Begin

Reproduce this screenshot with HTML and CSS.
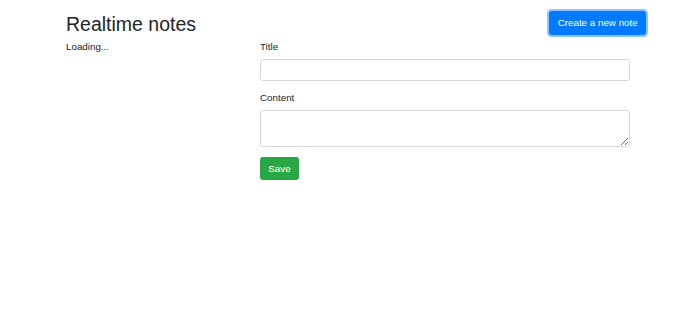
FILE: index.html
```html
<!DOCTYPE html>
<html lang="en">
<head>
<meta charset="utf-8">
<title>Realtime notes</title>
<link rel="stylesheet" href="styles.css">
</head>
<body>
  <div class="topbar">
    <h2 class="title">Realtime notes</h2>
    <button class="btn btn-primary" type="button">Create a new note</button>
  </div>
  <div class="main">
    <div class="list">Loading...</div>
    <form class="editor">
      <div class="form-group">
        <label class="label" for="title">Title</label>
        <input class="control" id="title" type="text">
      </div>
      <div class="form-group">
        <label class="label" for="content">Content</label>
        <textarea class="control control-area" id="content"></textarea>
      </div>
      <button class="btn btn-success" type="button">Save</button>
    </form>
  </div>
</body>
</html>
```

FILE: styles.css
```css
html, body {
  margin: 0;
  padding: 0;
  background: #fff;
}

body {
  font-family: "Liberation Sans", Arial, sans-serif;
  font-size: 9.8px;
  line-height: 1.5;
  color: #212529;
}

.topbar {
  display: flex;
  justify-content: space-between;
  align-items: flex-start;
  padding: 11px 54px 0 66px;
  margin-bottom: 4px;
}

.title {
  margin: 1.5px 0 0;
  font-size: 19.5px;
  font-weight: 400;
  line-height: 1.2;
}

.btn {
  display: inline-block;
  box-sizing: border-box;
  height: 24px;
  padding: 0 7.3px;
  font-family: inherit;
  font-size: 9.8px;
  line-height: 22px;
  border: 1px solid transparent;
  border-radius: 2.5px;
  color: #fff;
  cursor: pointer;
}

.btn-primary {
  background: #007bff;
  border-color: #007bff;
  box-shadow: 0 0 0 2px rgba(0, 123, 255, 0.45);
}

.btn-success {
  height: 23px;
  line-height: 21px;
  background: #28a745;
  border-color: #28a745;
}

.main {
  display: grid;
  grid-template-columns: 194px 370px;
  padding-left: 66px;
}

.editor {
  margin: 0;
}

.form-group {
  margin-bottom: 9.8px;
}

.label {
  display: block;
  margin-bottom: 4.4px;
}

.control {
  display: block;
  box-sizing: border-box;
  width: 100%;
  height: 22px;
  margin: 0;
  padding: 3.7px 7.3px;
  font-family: inherit;
  font-size: 9.8px;
  color: #495057;
  background: #fff;
  border: 1px solid #d5d9de;
  border-radius: 2.5px;
}

.control-area {
  height: 37px;
  resize: vertical;
}
```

End

Work to complete:
Every line above should be repeated exactly; pictures stay out of the copy.

Written response:
Reproduce this screenshot with HTML and CSS.
FILE: index.html
```html
<!DOCTYPE html>
<html lang="en">
<head>
<meta charset="utf-8">
<title>Realtime notes</title>
<link rel="stylesheet" href="styles.css">
</head>
<body>
  <div class="topbar">
    <h2 class="title">Realtime notes</h2>
    <button class="btn btn-primary" type="button">Create a new note</button>
  </div>
  <div class="main">
    <div class="list">Loading...</div>
    <form class="editor">
      <div class="form-group">
        <label class="label" for="title">Title</label>
        <input class="control" id="title" type="text">
      </div>
      <div class="form-group">
        <label class="label" for="content">Content</label>
        <textarea class="control control-area" id="content"></textarea>
      </div>
      <button class="btn btn-success" type="button">Save</button>
    </form>
  </div>
</body>
</html>
```

FILE: styles.css
```css
html, body {
  margin: 0;
  padding: 0;
  background: #fff;
}

body {
  font-family: "Liberation Sans", Arial, sans-serif;
  font-size: 9.8px;
  line-height: 1.5;
  color: #212529;
}

.topbar {
  display: flex;
  justify-content: space-between;
  align-items: flex-start;
  padding: 11px 54px 0 66px;
  margin-bottom: 4px;
}

.title {
  margin: 1.5px 0 0;
  font-size: 19.5px;
  font-weight: 400;
  line-height: 1.2;
}

.btn {
  display: inline-block;
  box-sizing: border-box;
  height: 24px;
  padding: 0 7.3px;
  font-family: inherit;
  font-size: 9.8px;
  line-height: 22px;
  border: 1px solid transparent;
  border-radius: 2.5px;
  color: #fff;
  cursor: pointer;
}

.btn-primary {
  background: #007bff;
  border-color: #007bff;
  box-shadow: 0 0 0 2px rgba(0, 123, 255, 0.45);
}

.btn-success {
  height: 23px;
  line-height: 21px;
  background: #28a745;
  border-color: #28a745;
}

.main {
  display: grid;
  grid-template-columns: 194px 370px;
  padding-left: 66px;
}

.editor {
  margin: 0;
}

.form-group {
  margin-bottom: 9.8px;
}

.label {
  display: block;
  margin-bottom: 4.4px;
}

.control {
  display: block;
  box-sizing: border-box;
  width: 100%;
  height: 22px;
  margin: 0;
  padding: 3.7px 7.3px;
  font-family: inherit;
  font-size: 9.8px;
  color: #495057;
  background: #fff;
  border: 1px solid #d5d9de;
  border-radius: 2.5px;
}

.control-area {
  height: 37px;
  resize: vertical;
}
```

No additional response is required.